Over at ABC, Peter Jennings was in his glory for the first two weeks of the Israeli incursion, outdoing even himself with his tendentious terminology – as well as with the arched eyebrows and pursed lips he regularly employs when quoting an Israeli official or spokesman. On April 4 Jennings opened his broadcast by declaring that “the Israelis continue their assault against the Palestinians” – not the Palestinian Authority, not Palestinian terrorists, but “the Palestinians.”
On the same night, Jennings showed videotape of a small group of protesters in Israel and supplied the voice-over: “Just to make the point, by the way, there’s no one single opinion on either side. In Tel Aviv today, police fought with demonstrators outside the U.S. embassy. Several hundred Israelis, both Jews and Palestinian Arabs, or Israeli Arabs rather, were protesting U.S. support for Israel’s military campaign…”
It happens that at the very time Jennings was making his “no one single opinion on either side” comment, polls in Israel put support for the incursion at close to 75 percent. And of course Jennings failed to supply a single example of heterodox opinion on the Palestinian side.
Speaking of journalists with a pro-Palestinian agenda, few can top White House correspondent Helen Thomas, a longtime fixture with UPI and currently a paid propagandist for Hearst Newspapers. The indescribably repulsive Thomas engaged in the following exchange with White House press secretary Ari Fleischer:
Thomas: “Ari, does the president think that the Palestinians have a right to resist 35 years of brutal occupation and suppression?”
Fleischer: “Helen, the president believes that [the] process has got to focus on peace between Israel and the Palestinians….That remains the president’s vision. And, obviously, events in the Middle East have grown very violent. But that is the vision that the president continues to hold out for.”

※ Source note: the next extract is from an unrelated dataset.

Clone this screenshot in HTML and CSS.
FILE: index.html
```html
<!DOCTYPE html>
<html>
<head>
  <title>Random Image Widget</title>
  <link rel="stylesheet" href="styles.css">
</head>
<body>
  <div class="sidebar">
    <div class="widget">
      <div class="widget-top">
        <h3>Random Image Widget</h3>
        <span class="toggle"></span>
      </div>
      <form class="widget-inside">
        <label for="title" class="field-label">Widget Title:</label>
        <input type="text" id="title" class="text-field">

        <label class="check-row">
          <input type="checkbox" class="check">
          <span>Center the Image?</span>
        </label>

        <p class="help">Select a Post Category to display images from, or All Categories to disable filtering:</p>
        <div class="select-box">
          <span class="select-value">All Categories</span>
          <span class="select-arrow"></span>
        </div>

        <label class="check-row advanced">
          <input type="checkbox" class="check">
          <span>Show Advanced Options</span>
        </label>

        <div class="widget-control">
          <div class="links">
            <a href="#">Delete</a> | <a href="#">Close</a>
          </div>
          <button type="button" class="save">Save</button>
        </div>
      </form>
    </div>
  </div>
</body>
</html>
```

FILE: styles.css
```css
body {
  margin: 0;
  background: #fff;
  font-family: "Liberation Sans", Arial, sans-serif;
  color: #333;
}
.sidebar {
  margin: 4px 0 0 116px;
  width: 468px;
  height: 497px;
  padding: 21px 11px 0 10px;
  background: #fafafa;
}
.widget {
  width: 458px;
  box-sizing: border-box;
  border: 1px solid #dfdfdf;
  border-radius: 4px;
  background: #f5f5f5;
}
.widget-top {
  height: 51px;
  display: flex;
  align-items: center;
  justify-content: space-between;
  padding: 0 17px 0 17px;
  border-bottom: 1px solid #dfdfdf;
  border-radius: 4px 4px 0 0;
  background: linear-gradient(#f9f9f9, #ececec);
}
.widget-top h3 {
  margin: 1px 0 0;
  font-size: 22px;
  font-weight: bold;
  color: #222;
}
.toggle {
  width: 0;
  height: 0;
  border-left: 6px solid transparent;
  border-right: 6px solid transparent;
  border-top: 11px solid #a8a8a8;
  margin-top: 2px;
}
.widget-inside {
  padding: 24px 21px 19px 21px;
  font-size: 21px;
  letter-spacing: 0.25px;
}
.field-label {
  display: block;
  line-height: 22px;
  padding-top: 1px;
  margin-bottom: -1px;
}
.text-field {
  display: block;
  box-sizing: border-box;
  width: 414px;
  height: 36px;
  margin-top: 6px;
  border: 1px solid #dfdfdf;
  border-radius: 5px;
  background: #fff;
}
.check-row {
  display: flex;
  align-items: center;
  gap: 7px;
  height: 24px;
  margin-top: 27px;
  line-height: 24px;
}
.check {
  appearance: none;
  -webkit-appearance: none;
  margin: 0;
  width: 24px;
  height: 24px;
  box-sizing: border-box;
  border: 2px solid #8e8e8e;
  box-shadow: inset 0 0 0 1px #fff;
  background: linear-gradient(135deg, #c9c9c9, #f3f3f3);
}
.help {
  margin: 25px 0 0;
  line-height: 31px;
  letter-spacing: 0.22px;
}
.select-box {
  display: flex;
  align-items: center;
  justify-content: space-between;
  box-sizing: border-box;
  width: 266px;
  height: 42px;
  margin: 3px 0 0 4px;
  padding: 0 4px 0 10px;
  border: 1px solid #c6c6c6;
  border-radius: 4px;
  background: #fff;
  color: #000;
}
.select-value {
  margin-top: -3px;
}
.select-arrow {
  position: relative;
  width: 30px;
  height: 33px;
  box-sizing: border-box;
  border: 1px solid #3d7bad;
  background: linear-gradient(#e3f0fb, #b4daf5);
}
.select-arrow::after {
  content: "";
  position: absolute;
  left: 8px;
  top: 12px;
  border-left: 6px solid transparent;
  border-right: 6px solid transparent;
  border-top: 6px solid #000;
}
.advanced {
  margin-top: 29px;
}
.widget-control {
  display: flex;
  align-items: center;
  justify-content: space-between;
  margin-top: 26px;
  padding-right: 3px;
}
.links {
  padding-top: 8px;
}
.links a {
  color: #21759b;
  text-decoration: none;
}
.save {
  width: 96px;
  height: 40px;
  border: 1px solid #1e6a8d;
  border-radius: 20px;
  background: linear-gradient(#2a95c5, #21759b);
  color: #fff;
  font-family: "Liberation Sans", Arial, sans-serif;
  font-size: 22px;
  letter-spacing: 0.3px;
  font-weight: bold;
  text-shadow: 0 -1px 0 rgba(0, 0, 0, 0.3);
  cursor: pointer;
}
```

Thomas: “But he does think they have a legitimate right to fight for their land?”
Fleischer: “Helen, I do not accept the description of the premise of your question, and the manner that you asked it.”
Thomas (muttering softly): “Occupation, 35 years.”
Finally this week we have the columnist Jimmy Breslin, whose public image for most of his career was that of a grossly overweight blue-collar bar hound blessed with an astonishingly sweet prose style. Well, Breslin may be older, trimmer and not nearly as unkempt, but he remains a slob – a moral slob, as evidenced by his inability to differentiate between terrorists who attack civilians and the soldiers who pursue them and their ringleaders.
Just one example of Breslin’s obtuseness, taken from his April 5 column on the siege of the Church of the Nativity: “The pope of my church should point his finger and tell the world in direct language that Sharon and Arafat should be defied and scorned by all the decent people in the world for their high sin of desecrating the site of the birth of a religion about which they could care less.”